Occasionally routing can leave burn marks on the work piece. This usually means that the bit in the router has become dull, let a shop supervisor know if a bit seems dull. Sometimes the burning is due to build up of resin and other gunk (a technical term) on the back of the blade insulating the bit and allowing for heat to build up, make sure to keep bits clean. A final possible cause of burning wood while routing is taking passes that are too slow or setting the router bit speed too high. A good rule of thumb for setting router bit speed is the larger the cutter the slower the speed. Set the spindle speed adjustment to around 20000 RPM when starting out and you can adjust as needed. If a specific cutter is marked with a recommended speed start with that.
- Fixture - Tooling you make or buy, which assists in the usage of a tool and helps yield a higher quality product.
- Soft Start - Electronic circuit used to slow the start up speed of a motor or power tool.
The hand router is a versatile power tool and can accommodate 2 different cutter shank diameters. Both the 1/4" and 1/2" shank require their own specific collet. The collet is changed by unscrewing the collet clamping nut and removing the collet. The collet is located near the cutter so it tends to collect a large amount of wood dust. It's important to always clean out the collet and collet housing so the spring clamping action works properly. It's very important to have the proper amount of cutter shank engagement. A cutter shank that is not installed correctly could come loose or even damage the collet. You should have at least 3/4" engagement into the collet. The cutter should be inserted all the way into the collet then pulled out approximately 1/8". This will make sure the shank is not bottomed out.
If your material looks good, the next step is to set up the router itself. When setting up the router height,
After the router is set up you are ready to cut. Turn on the router and slowly feed the cutter into the material, making sure to keep your hands on the handles. Do not stop the cutter in one spot and let it sit as this will cause burning. Also make sure the router spindle has stopped spinning before taking your hands off the handles.
Demonstrate you can safely setup the hand router/tooling.

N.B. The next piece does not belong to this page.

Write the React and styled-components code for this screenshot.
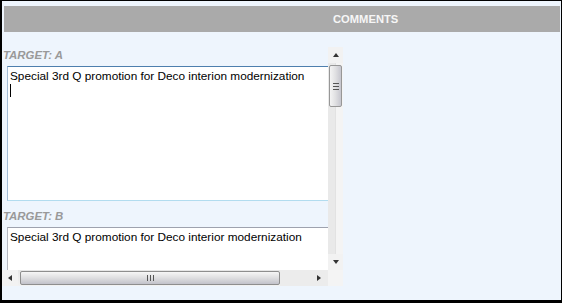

You will need to chamfer or round over an edge of material. Remember to always unplug the router when changing tools or making adjustments to prevent an accidental turn on situation. The direction of travel is also important when making cuts to prevent tearing out corners and edges. Use router bits with bearings to help guide the cutter. Never attempt to free hand a cut without a guide for the router to follow as this can lead to the router running away out of control.
1. The material you are cutting needs to be free from nails or foreign objects. The material should be at least 1/2" thick.
2. Make sure the material is secured. You can use clamps, double sided tape, or bench pucks. Material that is not secure will move and create a hazard.
3. Select the type of router bit you wish to use. Make sure the bit has a bearing guide.
4. Verify the router is unplugged and place the router upside down on the bench.
5. Select the 1/2" or 1/4" collet needed for the appropriate bit.
6. Install the router bit into the collet at least 3/4" Always make sure the collet is clean before inserting a bit to prevent poor clamping issue.
7. Firmly lock the tool down using the router wrench. The nut will squeeze the collet down onto the router bit shank. You will need to use the spindle nut wrench and the spindle lock button.
8. Position the router onto your material. Loosen the spindle depth lock. Adjust the height of cutter engagement as desired and lock the spindle depth lock.
9. Make sure the power switch is in the OFF position. Verify the router cutter is clear and place the router on its side. Proceed to plug in the router.
10. Only handle the router with both hands on the handles. Move the router onto your material. Make sure the cutter does NOT make contact.
11. Turn on the power switch and let the router get up to speed. Slowly feed the cutter into the material until the bearing makes contact with the material edge. Keep the guide plate flat on your material and slowly feed the router opposite the direction of the spinning cutter. If you travel in the wrong direction the cutter will try to pull the router along. If you travel too slow the wood will start to burn. Traveling too fast will produce a poor cut. Be careful to keep the router from tilting when traveling along the edge and especially while traveling around a corner.
12. Power off the router after making your cut. Let the spindle stop turning before moving the router away from the work piece.
13. Place the router on its side and unplug the router to prevent an accidental power on condition.
14. Remove the router bit by using the wrench and spindle lock button.
15. Reset the space.
- Be aware of the cutter location on a router at all times as it is fairly exposed.
- Keep all body parts away from the cutter and make sure the motor has stopped before removing your hands from the handles.
- Any equipment/tool that you don't handle safely is the most dangerous tool in the shop.
- Don't attempt to use any router bits exceeding 1" in diameter.
- Never attempt to use the router without the base.
If you notice burning or dark coloration on the material it could be caused by feeding the cutter at too slow of a rate. A dull cutter can also cause material burning.
- Make sure cutter bits are clean.
- Remove and clean the collets as needed.
- Make sure any adjustment screws are tight.